# Guess the wood



## outofthisworld (Dec 24, 2014)

You wood nuts are pretty sharp so this might be to easy, will see. Not something you see very often, (at least I don't), so what is it. Nothing to win here just for fun and bragging rights. In case it matters for reference this is about 4" in diameter.

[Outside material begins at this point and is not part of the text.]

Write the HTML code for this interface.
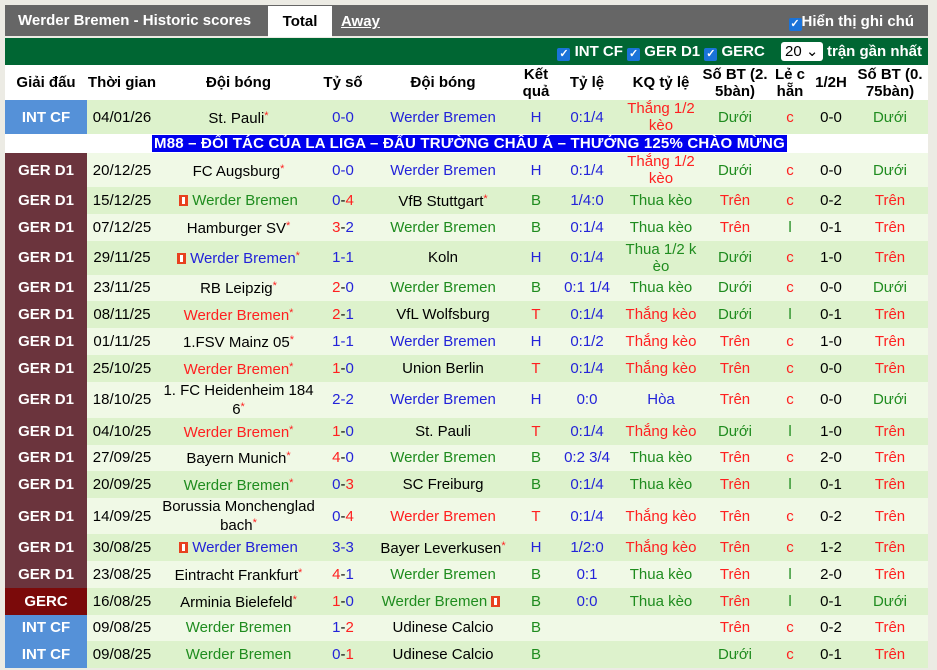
<!DOCTYPE html>
<html><head><meta charset="utf-8"><style>
body{margin:0;background:#ecebe4;font-family:"Liberation Sans",Arial,sans-serif;width:937px;height:670px;overflow:hidden;position:relative}
.top{position:absolute;left:5px;top:5px;width:923px;height:31px;background:#666;}
.top .t{position:absolute;left:13px;top:7px;color:#fff;font-weight:bold;font-size:15px}
.tab1{position:absolute;left:263px;top:1px;width:64px;height:31px;background:#fff;font-weight:bold;font-size:15px;text-align:center;line-height:31px}
.tab2{position:absolute;left:336px;top:8px;color:#fff;font-weight:bold;font-size:15px;text-decoration:underline}
.cb{display:inline-block;width:13px;height:13px;background:#1a73d9;border-radius:2px;color:#fff;font-size:11px;line-height:13px;text-align:center;vertical-align:-1px}
.note{position:absolute;right:14px;top:8px;color:#fff;font-weight:bold;font-size:15px}
.green{position:absolute;left:5px;top:38px;width:923px;height:27px;background:#006633;color:#fff;font-weight:bold;font-size:15px}
.green .f{position:absolute;right:6px;top:4px;white-space:nowrap}
.sel{display:inline-block;background:#fff;color:#000;border-radius:3px;width:42px;height:19px;font-weight:normal;text-align:left;padding-left:4px;box-sizing:border-box;line-height:19px;margin:0 4px 0 12px}
table{position:absolute;left:5px;top:65px;border-collapse:collapse;table-layout:fixed;width:923px;font-size:15px}
td,th{padding:0;text-align:center;line-height:17px;overflow:hidden}
th{background:#fff;height:35px;font-size:15px}
tr.a td{background:#ddf2cc}
tr.b td{background:#f0f9e6}
tr td{height:26.8px}
tr.tall td{height:34px}
td.lg{color:#fff;font-weight:bold;font-size:15px}
.ic{background:#5591d8!important}.gd{background:#6b343d!important}.gc{background:#7b0a0a!important}
.bl{color:#2323d9}.gr{color:#1f8c1f}.rd{color:#ff2020}
.s{color:#ff2020;font-size:11px;vertical-align:4px}
.fl{display:inline-block;width:9px;height:11px;background:#e8411f;border:1px solid #e8411f;position:relative;vertical-align:-1px;margin-right:4px;box-sizing:border-box}
.fl:after{content:"";position:absolute;left:2px;top:1px;width:3px;height:7px;background:#fff}
.ban td{height:19px;background:#fff}
.ban span{background:#0000ee;color:#fff;font-weight:bold;font-size:15px;padding:0 2px;letter-spacing:.2px}
</style></head><body>
<div class="top"><span class="t">Werder Bremen - Historic scores</span><div class="tab1">Total</div><span class="tab2">Away</span><span class="note"><span class="cb">✓</span>Hiển thị ghi chú</span></div>
<div class="green"><div class="f"><span class="cb">✓</span> INT CF <span class="cb">✓</span> GER D1 <span class="cb">✓</span> GERC <span class="sel">20 ⌄</span>trận gần nhất</div></div>
<table>
<colgroup><col style="width:82px"><col style="width:70px"><col style="width:163px"><col style="width:46px"><col style="width:154px"><col style="width:32px"><col style="width:70px"><col style="width:78px"><col style="width:70px"><col style="width:40px"><col style="width:42px"><col style="width:76px"></colgroup>
<tr><th>Giải đấu</th><th style="white-space:nowrap">Thời gian</th><th>Đội bóng</th><th>Tỷ số</th><th>Đội bóng</th><th>Kết quả</th><th>Tỷ lệ</th><th>KQ tỷ lệ</th><th>Số BT (2.<br>5bàn)</th><th>Lẻ c hẵn</th><th>1/2H</th><th>Số BT (0.<br>75bàn)</th></tr>
<tr class="a tall"><td class="lg ic">INT CF</td><td>04/01/26</td><td>St. Pauli<span class="s">*</span></td><td class="bl">0-0</td><td class="bl">Werder Bremen</td><td class="bl">H</td><td class="bl">0:1/4</td><td class="rd">Thắng 1/2<br>kèo</td><td class="gr">Dưới</td><td class="rd">c</td><td>0-0</td><td class="gr">Dưới</td></tr>
<tr class="ban"><td></td><td colspan="11" style="text-align:left"><span style="margin-left:65px">M88 – ĐỐI TÁC CỦA LA LIGA – ĐẤU TRƯỜNG CHÂU Á – THƯỞNG 125% CHÀO MỪNG</span></td></tr>
<tr class="b tall"><td class="lg gd">GER D1</td><td>20/12/25</td><td>FC Augsburg<span class="s">*</span></td><td class="bl">0-0</td><td class="bl">Werder Bremen</td><td class="bl">H</td><td class="bl">0:1/4</td><td class="rd">Thắng 1/2<br>kèo</td><td class="gr">Dưới</td><td class="rd">c</td><td>0-0</td><td class="gr">Dưới</td></tr>
<tr class="a"><td class="lg gd">GER D1</td><td>15/12/25</td><td class="gr"><span class="fl"></span>Werder Bremen</td><td><span class="bl">0</span>-<span class="rd">4</span></td><td>VfB Stuttgart<span class="s">*</span></td><td class="gr">B</td><td class="bl">1/4:0</td><td class="gr">Thua kèo</td><td class="rd">Trên</td><td class="rd">c</td><td>0-2</td><td class="rd">Trên</td></tr>
<tr class="b"><td class="lg gd">GER D1</td><td>07/12/25</td><td>Hamburger SV<span class="s">*</span></td><td><span class="rd">3</span>-<span class="bl">2</span></td><td class="gr">Werder Bremen</td><td class="gr">B</td><td class="bl">0:1/4</td><td class="gr">Thua kèo</td><td class="rd">Trên</td><td class="gr">l</td><td>0-1</td><td class="rd">Trên</td></tr>
<tr class="a tall"><td class="lg gd">GER D1</td><td>29/11/25</td><td class="bl"><span class="fl"></span>Werder Bremen<span class="s">*</span></td><td class="bl">1-1</td><td>Koln</td><td class="bl">H</td><td class="bl">0:1/4</td><td class="gr">Thua 1/2 k<br>èo</td><td class="gr">Dưới</td><td class="rd">c</td><td>1-0</td><td class="rd">Trên</td></tr>
<tr class="b"><td class="lg gd">GER D1</td><td>23/11/25</td><td>RB Leipzig<span class="s">*</span></td><td><span class="rd">2</span>-<span class="bl">0</span></td><td class="gr">Werder Bremen</td><td class="gr">B</td><td class="bl">0:1 1/4</td><td class="gr">Thua kèo</td><td class="gr">Dưới</td><td class="rd">c</td><td>0-0</td><td class="gr">Dưới</td></tr>
<tr class="a"><td class="lg gd">GER D1</td><td>08/11/25</td><td class="rd">Werder Bremen<span class="s">*</span></td><td><span class="rd">2</span>-<span class="bl">1</span></td><td>VfL Wolfsburg</td><td class="rd">T</td><td class="bl">0:1/4</td><td class="rd">Thắng kèo</td><td class="gr">Dưới</td><td class="gr">l</td><td>0-1</td><td class="rd">Trên</td></tr>
<tr class="b"><td class="lg gd">GER D1</td><td>01/11/25</td><td>1.FSV Mainz 05<span class="s">*</span></td><td class="bl">1-1</td><td class="bl">Werder Bremen</td><td class="bl">H</td><td class="bl">0:1/2</td><td class="rd">Thắng kèo</td><td class="rd">Trên</td><td class="rd">c</td><td>1-0</td><td class="rd">Trên</td></tr>
<tr class="a"><td class="lg gd">GER D1</td><td>25/10/25</td><td class="rd">Werder Bremen<span class="s">*</span></td><td><span class="rd">1</span>-<span class="bl">0</span></td><td>Union Berlin</td><td class="rd">T</td><td class="bl">0:1/4</td><td class="rd">Thắng kèo</td><td class="rd">Trên</td><td class="rd">c</td><td>0-0</td><td class="rd">Trên</td></tr>
<tr class="b tall"><td class="lg gd">GER D1</td><td>18/10/25</td><td>1. FC Heidenheim 184<br>6<span class="s">*</span></td><td class="bl">2-2</td><td class="bl">Werder Bremen</td><td class="bl">H</td><td class="bl">0:0</td><td class="bl">Hòa</td><td class="rd">Trên</td><td class="rd">c</td><td>0-0</td><td class="gr">Dưới</td></tr>
<tr class="a"><td class="lg gd">GER D1</td><td>04/10/25</td><td class="rd">Werder Bremen<span class="s">*</span></td><td><span class="rd">1</span>-<span class="bl">0</span></td><td>St. Pauli</td><td class="rd">T</td><td class="bl">0:1/4</td><td class="rd">Thắng kèo</td><td class="gr">Dưới</td><td class="gr">l</td><td>1-0</td><td class="rd">Trên</td></tr>
<tr class="b"><td class="lg gd">GER D1</td><td>27/09/25</td><td>Bayern Munich<span class="s">*</span></td><td><span class="rd">4</span>-<span class="bl">0</span></td><td class="gr">Werder Bremen</td><td class="gr">B</td><td class="bl">0:2 3/4</td><td class="gr">Thua kèo</td><td class="rd">Trên</td><td class="rd">c</td><td>2-0</td><td class="rd">Trên</td></tr>
<tr class="a"><td class="lg gd">GER D1</td><td>20/09/25</td><td class="gr">Werder Bremen<span class="s">*</span></td><td><span class="bl">0</span>-<span class="rd">3</span></td><td>SC Freiburg</td><td class="gr">B</td><td class="bl">0:1/4</td><td class="gr">Thua kèo</td><td class="rd">Trên</td><td class="gr">l</td><td>0-1</td><td class="rd">Trên</td></tr>
<tr class="b tall"><td class="lg gd">GER D1</td><td>14/09/25</td><td>Borussia Monchenglad<br>bach<span class="s">*</span></td><td><span class="bl">0</span>-<span class="rd">4</span></td><td class="rd">Werder Bremen</td><td class="rd">T</td><td class="bl">0:1/4</td><td class="rd">Thắng kèo</td><td class="rd">Trên</td><td class="rd">c</td><td>0-2</td><td class="rd">Trên</td></tr>
<tr class="a"><td class="lg gd">GER D1</td><td>30/08/25</td><td class="bl"><span class="fl"></span>Werder Bremen</td><td class="bl">3-3</td><td>Bayer Leverkusen<span class="s">*</span></td><td class="bl">H</td><td class="bl">1/2:0</td><td class="rd">Thắng kèo</td><td class="rd">Trên</td><td class="rd">c</td><td>1-2</td><td class="rd">Trên</td></tr>
<tr class="b"><td class="lg gd">GER D1</td><td>23/08/25</td><td>Eintracht Frankfurt<span class="s">*</span></td><td><span class="rd">4</span>-<span class="bl">1</span></td><td class="gr">Werder Bremen</td><td class="gr">B</td><td class="bl">0:1</td><td class="gr">Thua kèo</td><td class="rd">Trên</td><td class="gr">l</td><td>2-0</td><td class="rd">Trên</td></tr>
<tr class="a"><td class="lg gc">GERC</td><td>16/08/25</td><td>Arminia Bielefeld<span class="s">*</span></td><td><span class="rd">1</span>-<span class="bl">0</span></td><td class="gr">Werder Bremen <span class="fl"></span></td><td class="gr">B</td><td class="bl">0:0</td><td class="gr">Thua kèo</td><td class="rd">Trên</td><td class="gr">l</td><td>0-1</td><td class="gr">Dưới</td></tr>
<tr class="b"><td class="lg ic">INT CF</td><td>09/08/25</td><td class="gr">Werder Bremen</td><td><span class="bl">1</span>-<span class="rd">2</span></td><td>Udinese Calcio</td><td class="gr">B</td><td></td><td></td><td class="rd">Trên</td><td class="rd">c</td><td>0-2</td><td class="rd">Trên</td></tr>
<tr class="a"><td class="lg ic">INT CF</td><td>09/08/25</td><td class="gr">Werder Bremen</td><td><span class="bl">0</span>-<span class="rd">1</span></td><td>Udinese Calcio</td><td class="gr">B</td><td></td><td></td><td class="gr">Dưới</td><td class="rd">c</td><td>0-1</td><td class="rd">Trên</td></tr>
</table>
</body></html>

Reactions: Like 2 | EyeCandy! 1


----------



## JR Custom Calls (Dec 24, 2014)

Birdseye mahogany?


----------



## DKMD (Dec 24, 2014)

Birdseye cherry? Whatever it is, it's nice!


----------



## David Seaba (Dec 24, 2014)

Birdseye sapele . There's a Great chance I spelled that wrong.

Reactions: Funny 1


----------



## outofthisworld (Dec 24, 2014)

3 great guesses but no winner yet :)


----------



## Mike1950 (Dec 24, 2014)

birch


----------



## SENC (Dec 24, 2014)

Birdseye.

Reactions: Agree 1


----------



## outofthisworld (Dec 24, 2014)

It's not a trick question, and yes this wood does have birdseye figure but not usually.


----------



## Nature Man (Dec 24, 2014)

Osage Orange? Chuck


----------



## LSCG (Dec 24, 2014)

Pine?


----------



## JR Custom Calls (Dec 24, 2014)

Beech


----------



## barry richardson (Dec 24, 2014)

I have some alder that looks just like that, so I say alder


----------



## Kevin (Dec 24, 2014)

The awful lighting of the photo makes it very difficult to make an educated guess because I can tell the color and grain are not truly visible (it would be worse if I had taken the photo). But I'll hazard a guess that it's redwood. The glare on the lid says it isn't but I know I can't trust that glare so it's my guess based on a piece of RW I have here that looks similar.

It's a beautiful box.


----------



## outofthisworld (Dec 24, 2014)

Barry you nailed it. I didn't think much of the wood when I first got it but when I finished it up I had a new appreciation for it. Now it's in my cool stuff pile. Barry, have you see much of this before? Got any pics of yours. Thanks for the guesses, hope you've seen something new.

Reactions: Great Post 1


----------



## barry richardson (Dec 24, 2014)

I bought a bunch of random wood at an auction (cabinet shop foreclosure) a few years back, and one was a 6/4 plank of alder with large patches of that birdseye figure. I still have most of it, but one thing I used it for was the feature-ring in this segmented hollow form...

Reactions: EyeCandy! 4 | Way Cool 3


----------



## outofthisworld (Dec 24, 2014)

Very nice, thanks for posting the pictures.


----------



## shadetree_1 (Dec 25, 2014)

Barry your work is Fantastic as is usual!!


----------